RICHMOND, Va. (AP) — A proposed small procedural change to a legislative commission may be the starting point of a compromise that ends a months-long impasse over the Virginia state budget.

Republican state Sen. Emmett Hanger of Augusta proposed Thursday changing how the Medicaid Innovation and Reform Commission votes on whether to expand Medicaid eligibility.

Under current law, no expansion can take place unless the commission votes for it. Hanger is proposing that eligibility expand automatically unless actively voted against by the commission.

The debate over the publicly funded health insurance program for the poor has delayed passage of the state's roughly $96 billion biennial budget and threatened a possible state government shutdown.

Hanger said in a statement that he hopes his proposal will allow lawmakers to "move quickly to final passage of a budget and preserve Virginia's record of fiscal responsibility."

Most Republicans oppose expanding Medicaid eligibility, which is a key part of the President Barack Obama's Affordable Care Act. GOP lawmakers say the federal government's promises to pay for the bulk of the expansion can't be trusted.

Most Democrats and three Republican senators, including Hanger, support increasing eligibility to about 400,000 low-income residents, saying the state can't afford to forgo a huge infusion of federal funds.

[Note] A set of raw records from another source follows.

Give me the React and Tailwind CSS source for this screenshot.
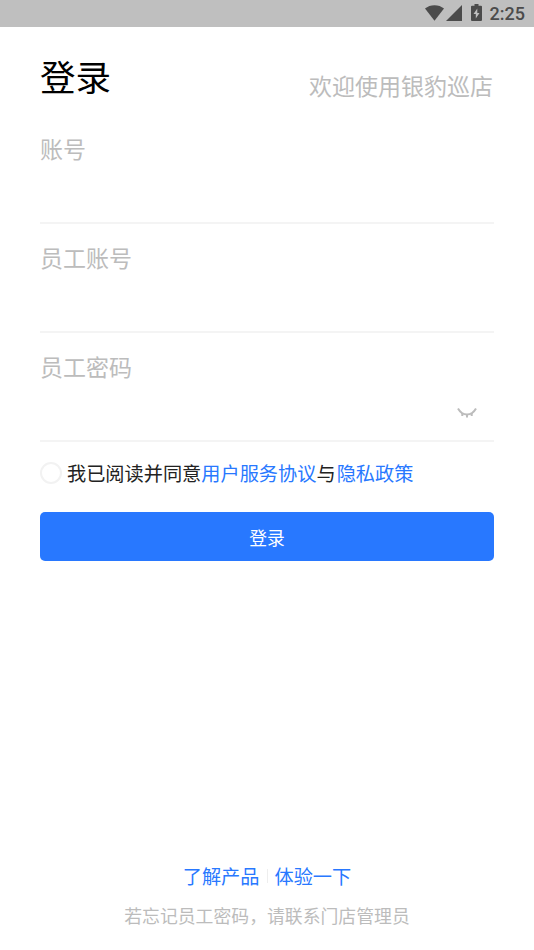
import React, { useState } from 'react';

function StatusBar() {
  return (
    <div className="flex h-[27px] items-center justify-end bg-[#bfbfbf] pr-[9px] pb-[2px] text-[#4b4b4b]">
      <svg className="h-[16px] w-[19px]" viewBox="0 0 20 16" preserveAspectRatio="none" fill="currentColor">
        <path d="M0 3.6C2.8 1.4 6.2.2 10 .2s7.200 1.200 10 3.400L10 15.800z" />
      </svg>
      <svg className="ml-[2px] h-[16px] w-[16px]" viewBox="0 0 16 16" fill="currentColor">
        <path d="M16 0v16H0z" />
      </svg>
      <svg className="ml-[9px] h-[17px] w-[11px]" viewBox="0 0 11 17">
        <path fill="currentColor" d="M3.500 0h4v1.800H10a1 1 0 0 1 1 1V16a1 1 0 0 1-1 1H1a1 1 0 0 1-1-1V2.800a1 1 0 0 1 1-1h2.500z" />
        <path fill="#bfbfbf" d="M6.300 4.500 2.500 10h2.300v4.500L8.500 9H6.300z" />
      </svg>
      <span className="ml-[8px] pt-[2px] font-[Roboto,sans-serif] text-[18px] leading-[25px] font-medium">2:25</span>
    </div>
  );
}

function ClosedEyeIcon() {
  return (
    <svg className="mt-[3px] h-[12px] w-[20px]" viewBox="0 0 20 12" fill="none" stroke="#bcbcbc" strokeWidth="2">
      <path d="M1 1.500C3 5 6.200 7.500 10 7.500s7-2.500 9-6" />
      <path d="M5.300 6v3M10 7v3.500M14.700 6v3" />
    </svg>
  );
}

function Field({ label, type = 'text', children }) {
  return (
    <label className="block h-[109px] border-b-2 border-[#f4f4f4] pt-[16px]">
      <span className="block text-[23px] leading-[34px] text-[#bcbcbc]">{label}</span>
      <span className="flex h-[56px] items-center pr-[17px]">
        <input type={type} className="min-w-0 flex-1 text-[20px] outline-none" />
        {children}
      </span>
    </label>
  );
}

export default function App() {
  const [agreed, setAgreed] = useState(false);

  return (
    <div className="flex h-[950px] w-full flex-col overflow-hidden bg-white font-['Noto_Sans_CJK_SC',sans-serif]">
      <StatusBar />

      <main className="flex flex-1 flex-col px-[40px]">
        {/* Heading */}
        <header className="flex h-[88px] items-start justify-between pt-[23px]">
          <h1 className="text-[35.500px] leading-[52px] text-black">登录</h1>
          <p className="pt-[18px] pr-px text-[23px] leading-[34px] text-[#bcbcbc]">欢迎使用银豹巡店</p>
        </header>

        <Field label="账号" />
        <Field label="员工账号" />
        <Field label="员工密码" type="password">
          <ClosedEyeIcon />
        </Field>

        {/* Agreement */}
        <div className="mt-[17px] flex h-[28px] items-center">
          <button
            type="button"
            onClick={() => setAgreed(!agreed)}
            className={`mr-[5px] h-[22px] w-[22px] rounded-full border-2 ${agreed ? 'border-[#2878ff] bg-[#2878ff]' : 'border-[#f2f2f2]'}`}
          />
          <p className="text-[19.200px] leading-[28px] whitespace-nowrap text-[#222]">
            我已阅读并同意<a className="text-[#2878ff]">用户服务协议</a>与<a className="ml-px text-[#2878ff]">隐私政策</a>
          </p>
        </div>

        <button type="button" className="mt-[25px] h-[49px] rounded-[5px] bg-[#2878ff] pt-[2px] text-[17.800px] text-white">
          登录
        </button>

        {/* Footer */}
        <footer className="mt-auto pb-[22px]">
          <div className="flex items-center justify-center text-[19.200px] leading-[28px] text-[#2878ff]">
            <a>了解产品</a>
            <span className="mx-[7px] h-[14px] w-px bg-[#eee]" />
            <a>体验一下</a>
          </div>
          <p className="mt-[12px] text-center text-[17.850px] leading-[26px] text-[#bcbcbc]">
            若忘记员工密码，请联系门店管理员
          </p>
        </footer>
      </main>
    </div>
  );
}
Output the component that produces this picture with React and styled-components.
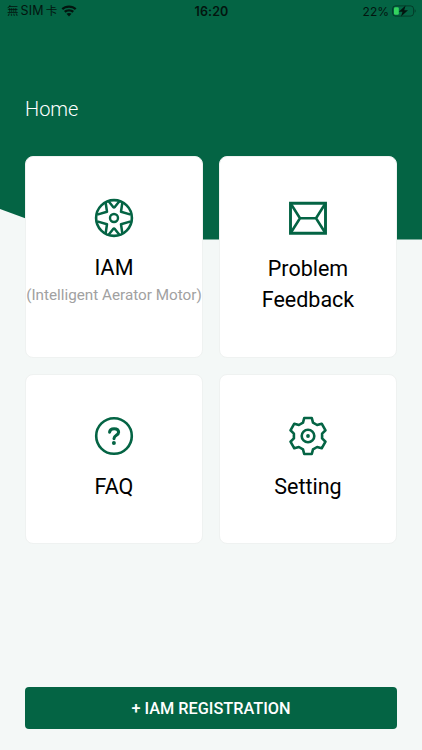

There's been virtually no movement on either side since the General Assembly adjourned from its regular session in March.

But both House Republican leaders and Democratic Gov. Terry McAuliffe said Thursday they were encouraged by Hanger's proposal and said it merits further study — marking the first small area of agreement between the two sides since the impasse began.

Adding urgency for a compromise is the looming June 30 end to Virginia's fiscal year. The commonwealth has never started a new fiscal year without a budget in place, and Republicans and McAuliffe have been at odds over what power the governor would have to spend state funds absent a budget.